══ RECORDS SUPPLIED ══

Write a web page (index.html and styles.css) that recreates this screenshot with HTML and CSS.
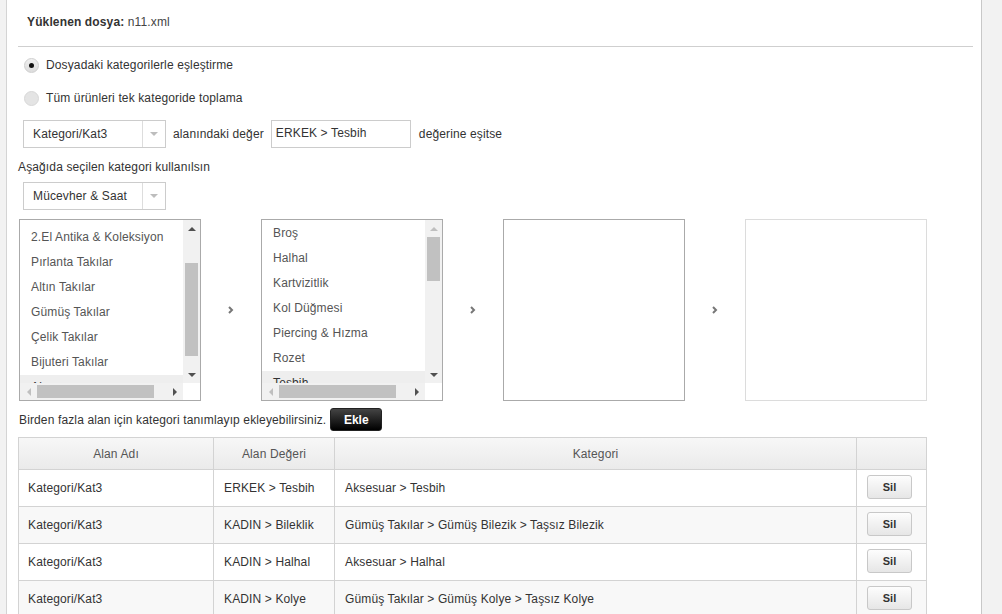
FILE: index.html
```html
<!DOCTYPE html>
<html lang="tr">
<head>
<meta charset="utf-8">
<title>Kategori eşleştirme</title>
<link rel="stylesheet" href="styles.css">
</head>
<body>
<div class="page">
  <div class="panel">
    <div class="file-info"><b>Yüklenen dosya:</b> n11.xml</div>
    <div class="divider"></div>

    <div class="radios">
      <label class="radio-row"><span class="radio checked"></span>Dosyadaki kategorilerle eşleştirme</label>
      <label class="radio-row"><span class="radio"></span>Tüm ürünleri tek kategoride toplama</label>
    </div>

    <div class="cond-row">
      <div class="select"><span class="select-text">Kategori/Kat3</span><span class="select-arrow"><span class="tri-down"></span></span></div>
      <span class="cond-label">alanındaki değer</span>
      <div class="input">ERKEK &gt; Tesbih</div>
      <span class="cond-label2">değerine eşitse</span>
    </div>

    <div class="hint">Aşağıda seçilen kategori kullanılsın</div>

    <div class="select main-cat"><span class="select-text">Mücevher &amp; Saat</span><span class="select-arrow"><span class="tri-down"></span></span></div>

    <div class="lists">
      <div class="listbox">
        <div class="items first-offset">
          <div class="item">2.El Antika &amp; Koleksiyon</div>
          <div class="item">Pırlanta Takılar</div>
          <div class="item">Altın Takılar</div>
          <div class="item">Gümüş Takılar</div>
          <div class="item">Çelik Takılar</div>
          <div class="item">Bijuteri Takılar</div>
          <div class="item selected">Aksesuar</div>
        </div>
        <div class="vscroll">
          <span class="sbtn"><span class="arr-up"></span></span>
          <div class="vtrack"><div class="vthumb" style="margin-top:26px;height:93px"></div></div>
          <span class="sbtn"><span class="arr-down"></span></span>
        </div>
        <div class="hscroll">
          <span class="sbtn"><span class="arr-left off"></span></span>
          <div class="htrack"><div class="hthumb" style="margin-left:0;width:117px"></div></div>
          <span class="sbtn"><span class="arr-right"></span></span>
        </div>
        <div class="corner"></div>
      </div>

      <div class="chev"><svg width="6" height="8" viewBox="0 0 6 8"><polyline points="1,1 4,4 1,7" fill="none" stroke="#777" stroke-width="2"/></svg></div>

      <div class="listbox">
        <div class="items second-offset">
          <div class="item">Broş</div>
          <div class="item">Halhal</div>
          <div class="item">Kartvizitlik</div>
          <div class="item">Kol Düğmesi</div>
          <div class="item">Piercing &amp; Hızma</div>
          <div class="item">Rozet</div>
          <div class="item selected">Tesbih</div>
        </div>
        <div class="vscroll">
          <span class="sbtn"><span class="arr-up off"></span></span>
          <div class="vtrack"><div class="vthumb" style="margin-top:0;height:44px"></div></div>
          <span class="sbtn"><span class="arr-down"></span></span>
        </div>
        <div class="hscroll">
          <span class="sbtn"><span class="arr-left off"></span></span>
          <div class="htrack"><div class="hthumb" style="margin-left:0;width:117px"></div></div>
          <span class="sbtn"><span class="arr-right"></span></span>
        </div>
        <div class="corner"></div>
      </div>

      <div class="chev"><svg width="6" height="8" viewBox="0 0 6 8"><polyline points="1,1 4,4 1,7" fill="none" stroke="#777" stroke-width="2"/></svg></div>

      <div class="listbox empty"></div>

      <div class="chev"><svg width="6" height="8" viewBox="0 0 6 8"><polyline points="1,1 4,4 1,7" fill="none" stroke="#777" stroke-width="2"/></svg></div>

      <div class="listbox empty disabled"></div>
    </div>

    <div class="add-row">
      <span>Birden fazla alan için kategori tanımlayıp ekleyebilirsiniz.</span>
      <button class="btn-black">Ekle</button>
    </div>

    <div class="dtable">
      <div class="tr th">
        <div class="cell center">Alan Adı</div>
        <div class="cell center">Alan Değeri</div>
        <div class="cell center">Kategori</div>
        <div class="cell"></div>
      </div>
      <div class="tr">
        <div class="cell">Kategori/Kat3</div>
        <div class="cell">ERKEK &gt; Tesbih</div>
        <div class="cell">Aksesuar &gt; Tesbih</div>
        <div class="cell"><button class="btn-sil">Sil</button></div>
      </div>
      <div class="tr alt">
        <div class="cell">Kategori/Kat3</div>
        <div class="cell">KADIN &gt; Bileklik</div>
        <div class="cell">Gümüş Takılar &gt; Gümüş Bilezik &gt; Taşsız Bilezik</div>
        <div class="cell"><button class="btn-sil">Sil</button></div>
      </div>
      <div class="tr">
        <div class="cell">Kategori/Kat3</div>
        <div class="cell">KADIN &gt; Halhal</div>
        <div class="cell">Aksesuar &gt; Halhal</div>
        <div class="cell"><button class="btn-sil">Sil</button></div>
      </div>
      <div class="tr alt">
        <div class="cell">Kategori/Kat3</div>
        <div class="cell">KADIN &gt; Kolye</div>
        <div class="cell">Gümüş Takılar &gt; Gümüş Kolye &gt; Taşsız Kolye</div>
        <div class="cell"><button class="btn-sil">Sil</button></div>
      </div>
    </div>
  </div>
</div>
</body>
</html>
```

FILE: styles.css
```css
* { box-sizing: border-box; }
html, body { margin: 0; padding: 0; overflow: hidden; height: 100%; }
body {
  background: #f2f2f2;
  font-family: "Liberation Sans", Arial, sans-serif;
  font-size: 12px;
  letter-spacing: 0.13px;
  color: #333;
}
.page { display: flex; padding-left: 6px; height: 100%; }
.panel {
  width: 976px;
  min-height: 100%;
  background: #fff;
  border-left: 1px solid #d4d4d4;
  border-right: 1px solid #c8c8c8;
  padding: 0 8px 0 11px;
}
.file-info { padding: 14px 0 0 9px; line-height: 16px; color: #444; }
.file-info b { color: #333; }
.divider { margin-top: 16px; height: 1px; background: #cfcfcf; }

.radios { margin-top: 8px; display: flex; flex-direction: column; gap: 13px; }
.radio-row { display: flex; align-items: center; height: 20px; padding-left: 6px; color: #333; }
.radio {
  width: 15px; height: 15px; border-radius: 50%;
  background: #e4e4e4; border: 1px solid #d8d8d8;
  margin-right: 7px; display: flex; align-items: center; justify-content: center;
}
.radio.checked { background: linear-gradient(#f0f0f0, #dcdcdc); border-color: #cfcfcf; }
.radio.checked::after { content: ""; width: 5px; height: 5px; border-radius: 50%; background: #111; }

.cond-row { margin-top: 12px; display: flex; align-items: center; padding-left: 5px; height: 28px; }
.select {
  display: flex; width: 143px; height: 28px;
  border: 1px solid #ccc; background: #fff;
}
.select-text { flex: 1; padding-left: 9px; line-height: 26px; color: #333; }
.select-arrow {
  width: 23px; border-left: 1px solid #ddd;
  display: flex; align-items: center; justify-content: center;
}
.tri-down { width: 0; height: 0; border-left: 4px solid transparent; border-right: 4px solid transparent; border-top: 4px solid #bdbdbd; }
.cond-label { margin-left: 7px; }
.input {
  margin-left: 7px; width: 140px; height: 28px;
  border: 1px solid #ccc; padding: 4px 0 0 4px; line-height: 16px; color: #333;
}
.cond-label2 { margin-left: 8px; }

.hint { margin-top: 11px; line-height: 16px; }
.main-cat { margin-top: 7px; margin-left: 5px; }

.lists { margin-top: 9px; margin-left: 1px; display: flex; align-items: center; }
.listbox {
  width: 182px; height: 182px; border: 1px solid #aaa; background: #fff;
  display: grid; grid-template-columns: 163px 17px; grid-template-rows: 163px 17px;
}
.listbox.empty { display: block; }
.listbox.disabled { border-color: #dcdcdc; }
.chev { width: 60px; display: flex; justify-content: center; align-items: center; }
.items { overflow: hidden; color: #555; }
.first-offset { padding-top: 5px; }
.second-offset { padding-top: 1px; }
.item { height: 25px; line-height: 25px; padding-left: 11px; white-space: nowrap; }
.item.selected { background: #eee; color: #333; }

.vscroll { background: #f1f1f1; display: flex; flex-direction: column; }
.hscroll { background: #f1f1f1; display: flex; }
.corner { background: #fff; }
.sbtn { width: 17px; height: 17px; flex: none; display: flex; align-items: center; justify-content: center; }
.vtrack { flex: 1; padding: 0 2px; }
.vthumb { background: #c1c1c1; }
.htrack { flex: 1; padding: 2px 0; display: flex; }
.hthumb { background: #c1c1c1; height: 13px; }
.arr-up { width: 0; height: 0; border-left: 4px solid transparent; border-right: 4px solid transparent; border-bottom: 4px solid #505050; }
.arr-down { width: 0; height: 0; border-left: 4px solid transparent; border-right: 4px solid transparent; border-top: 4px solid #505050; }
.arr-left { width: 0; height: 0; border-top: 4px solid transparent; border-bottom: 4px solid transparent; border-right: 4px solid #505050; }
.arr-right { width: 0; height: 0; border-top: 4px solid transparent; border-bottom: 4px solid transparent; border-left: 4px solid #505050; }
.arr-up.off { border-bottom-color: #bfbfbf; }
.arr-left.off { border-right-color: #bfbfbf; }

.add-row { margin-top: 7px; margin-left: 1px; display: flex; align-items: center; height: 23px; color: #333; }
.btn-black {
  margin-left: 4px; width: 52px; height: 23px;
  border: 1px solid #222; border-radius: 3px;
  background: linear-gradient(#444, #000);
  color: #fff; font-family: inherit; font-size: 12px; font-weight: bold; padding: 0;
}

.dtable { margin-top: 6px; width: 909px; border-top: 1px solid #d3d3d3; }
.tr {
  display: grid; grid-template-columns: 195px 121px 522px 70px;
  border-left: 1px solid #d3d3d3; height: 37px;
}
.tr.th { height: 32px; background: linear-gradient(#f7f7f7, #eaeaea); color: #555; }
.tr.alt { background: #f8f8f8; }
.cell {
  border-right: 1px solid #d3d3d3; border-bottom: 1px solid #d3d3d3;
  display: flex; align-items: center; padding-left: 9px; white-space: nowrap;
}
.tr .cell:nth-child(2), .tr .cell:nth-child(3), .tr .cell:nth-child(4) { padding-left: 10px; }
.tr .cell.center { justify-content: center; padding-left: 0; }
.btn-sil {
  width: 45px; height: 24px; padding: 0;
  border: 1px solid #c8c8c8; border-radius: 3px;
  background: linear-gradient(#fdfdfd, #e6e6e6);
  color: #333; font-family: inherit; font-size: 11px; font-weight: bold;
  margin-top: -3px;
}
```
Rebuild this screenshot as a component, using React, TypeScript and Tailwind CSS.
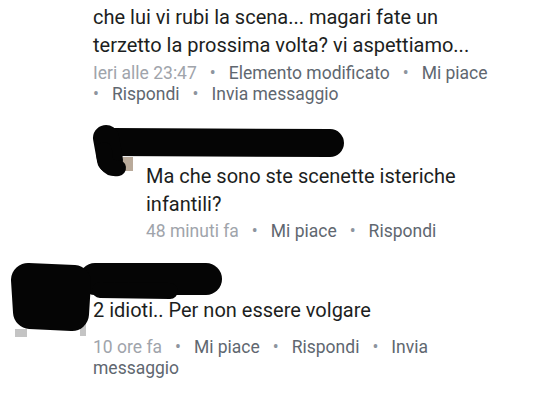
import React from "react";

const Dot = () => <span className="mx-[13px] text-[#8d949e]">•</span>;

export default function App() {
  return (
    <div
      className="relative h-[400px] w-[539px] overflow-hidden bg-white"
      style={{ fontFamily: "Roboto, 'Noto Sans', sans-serif" }}
    >
      {/* Comment 1 (continued) */}
      <div className="pl-[93px] pt-[3px]">
        <p className="text-[20px] leading-[28px] text-[#1c1e21]">
          che lui vi rubi la scena... magari fate un
          <br />
          terzetto la prossima volta? vi aspettiamo...
        </p>
        <div className="mt-[4px] text-[17.5px] leading-[21px] text-[#606770]">
          <span className="text-[#a0a4ab]">Ieri alle 23:47</span>
          <Dot />
          <span>Elemento modificato</span>
          <Dot />
          <span>Mi piace</span>
          <br />
          <span className="text-[#8d949e]">•</span>
          <span className="ml-[13px]">Rispondi</span>
          <Dot />
          <span>Invia messaggio</span>
        </div>

        {/* Comment 2 (nested reply) */}
        <div className="mt-[22px] flex">
          <div className="relative h-[48px] w-[40px] shrink-0">
            <div className="absolute left-[30px] top-[30px] h-[14px] w-[10px] bg-[#b9aa9a]" />
          </div>
          <div className="ml-[13px]">
            <div className="h-[35px] text-[15px] font-bold text-[#1c1e21]">A.</div>
            <p className="text-[20px] leading-[28px] text-[#1c1e21]">
              Ma che sono ste scenette isteriche
              <br />
              infantili?
            </p>
            <div className="mt-[3px] text-[17.5px] leading-[21px] text-[#606770]">
              <span className="text-[#a0a4ab]">48 minuti fa</span>
              <Dot />
              <span>Mi piace</span>
              <Dot />
              <span>Rispondi</span>
            </div>
          </div>
        </div>
      </div>

      {/* Comment 3 */}
      <div className="mt-[24px] flex">
        <div className="relative ml-[12px] h-[75px] w-[70px] shrink-0">
          <div className="absolute bottom-[4px] left-[3px] h-[8px] w-[12px] bg-[#c4c4c4]" />
          <div className="absolute bottom-[5px] right-[-4px] h-[14px] w-[6px] bg-[#c4c4c4]" />
        </div>
        <div className="ml-[11px]">
          <div className="h-[30px]" />
          <p className="text-[20px] leading-[28px] text-[#1c1e21]">
            2 idioti.. Per non essere volgare
          </p>
          <div className="mt-[13px] text-[17.5px] leading-[21px] text-[#606770]">
            <span className="text-[#a0a4ab]">10 ore fa</span>
            <Dot />
            <span>Mi piace</span>
            <Dot />
            <span>Rispondi</span>
            <Dot />
            <span>Invia</span>
            <br />
            <span>messaggio</span>
          </div>
        </div>
      </div>

      {/* Redaction scribbles */}
      <svg
        className="pointer-events-none absolute left-0 top-0"
        width="539"
        height="400"
        viewBox="0 0 539 400"
      >
        <g fill="#050505" stroke="#050505" strokeLinecap="round" strokeLinejoin="round">
          <path d="M112 142 L330 143" strokeWidth="28" fill="none" />
          <path d="M106 138 L110 160" strokeWidth="26" fill="none" />
          <path d="M104 150 Q104 170 118 168" strokeWidth="16" fill="none" />
          <path d="M95 279 L206 279" strokeWidth="32" fill="none" />
          <path d="M100 290 L170 291" strokeWidth="16" fill="none" />
          <path d="M28 280 L30 312 L72 314 L74 282 Z" strokeWidth="34" />
        </g>
      </svg>
    </div>
  );
}
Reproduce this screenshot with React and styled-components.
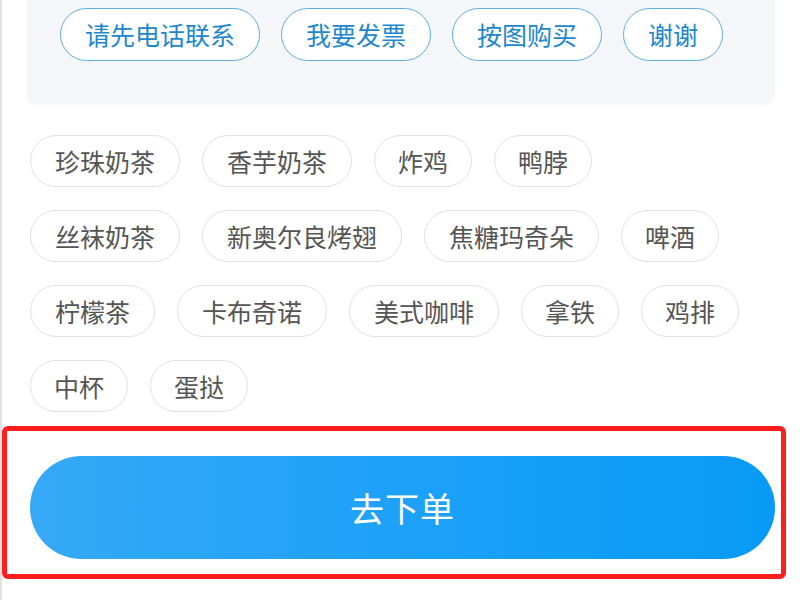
import React from 'react';
import styled, { createGlobalStyle } from 'styled-components';

const GlobalStyle = createGlobalStyle`
  html, body {
    margin: 0;
    padding: 0;
    background: #ffffff;
  }
  body {
    font-family: "Noto Sans CJK SC", "Noto Sans", sans-serif;
  }
`;

const Page = styled.div`
  width: 800px;
  height: 600px;
  overflow: hidden;
  box-sizing: border-box;
  border-left: 2px solid #e2e2e2;
  background: #ffffff;
`;

const QuickPanel = styled.div`
  margin: 0 25px 0 25px;
  height: 104px;
  box-sizing: border-box;
  padding: 8px 0 0 33px;
  background: #f5f6f9;
  border-radius: 0 0 12px 12px;
  box-shadow: 0 2px 3px rgba(0, 0, 0, 0.03);
  display: flex;
  align-items: flex-start;
  gap: 21px;
`;

const QuickChip = styled.span`
  height: 53px;
  box-sizing: border-box;
  padding: 0 24px;
  display: inline-flex;
  align-items: center;
  border: 1.5px solid #5eaedd;
  border-radius: 27px;
  background: #ffffff;
  color: #1e87cc;
  font-size: 25px;
  line-height: 1;
  white-space: nowrap;
`;

const TagArea = styled.div`
  padding: 31px 0 0 28px;
  width: 720px;
  display: flex;
  flex-wrap: wrap;
  gap: 23px 22px;
`;

const Tag = styled.span`
  height: 52px;
  box-sizing: border-box;
  padding: 0 ${(p) => (p.$short ? 23 : 24)}px;
  display: inline-flex;
  align-items: center;
  border: 1px solid #e1e1e1;
  border-radius: 26px;
  background: #ffffff;
  color: #555555;
  font-size: 25px;
  line-height: 1;
  white-space: nowrap;
`;

const Highlight = styled.div`
  margin: 14px 0 0 0;
  width: 784px;
  height: 153px;
  box-sizing: border-box;
  border: 5px solid #ff1d1d;
  border-radius: 6px;
  padding: 25px 6px 0 23px;
`;

const OrderButton = styled.button`
  width: 100%;
  height: 103px;
  border: none;
  border-radius: 52px;
  background: linear-gradient(90deg, #36a9f7 0%, #1fa2f8 45%, #089af6 100%);
  color: #ffffff;
  font-family: "Noto Sans CJK SC", "Noto Sans", sans-serif;
  font-size: 34px;
  letter-spacing: 1px;
  padding: 0;
  display: flex;
  align-items: center;
  justify-content: center;
`;

const quick = ['请先电话联系', '我要发票', '按图购买', '谢谢'];

const tags = [
  '珍珠奶茶', '香芋奶茶', '炸鸡', '鸭脖',
  '丝袜奶茶', '新奥尔良烤翅', '焦糖玛奇朵', '啤酒',
  '柠檬茶', '卡布奇诺', '美式咖啡', '拿铁', '鸡排',
  '中杯', '蛋挞'
];

export default function App() {
  return (
    <>
      <GlobalStyle />
      <Page>
        <QuickPanel>
          {quick.map((q) => (
            <QuickChip key={q}>{q}</QuickChip>
          ))}
        </QuickPanel>
        <TagArea>
          {tags.map((t) => (
            <Tag key={t} $short={t.length <= 2}>
              {t}
            </Tag>
          ))}
        </TagArea>
        <Highlight>
          <OrderButton>去下单</OrderButton>
        </Highlight>
      </Page>
    </>
  );
}
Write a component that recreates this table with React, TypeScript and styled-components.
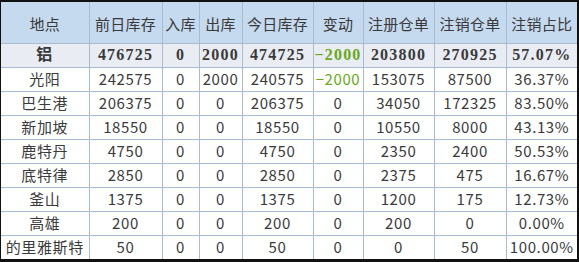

═══

WORK TO COMPLETE
Copy word for word every line from the one with "Rebuild this screenshot" through the one with "const Dot = ()", including both. No pictures belong in the copy.

EXPECTED ANSWER
Rebuild this screenshot as a component, using React, TypeScript and Tailwind CSS.
import React from "react";

const Dot = () => <span className="mx-[13px] text-[#8d949e]">•</span>;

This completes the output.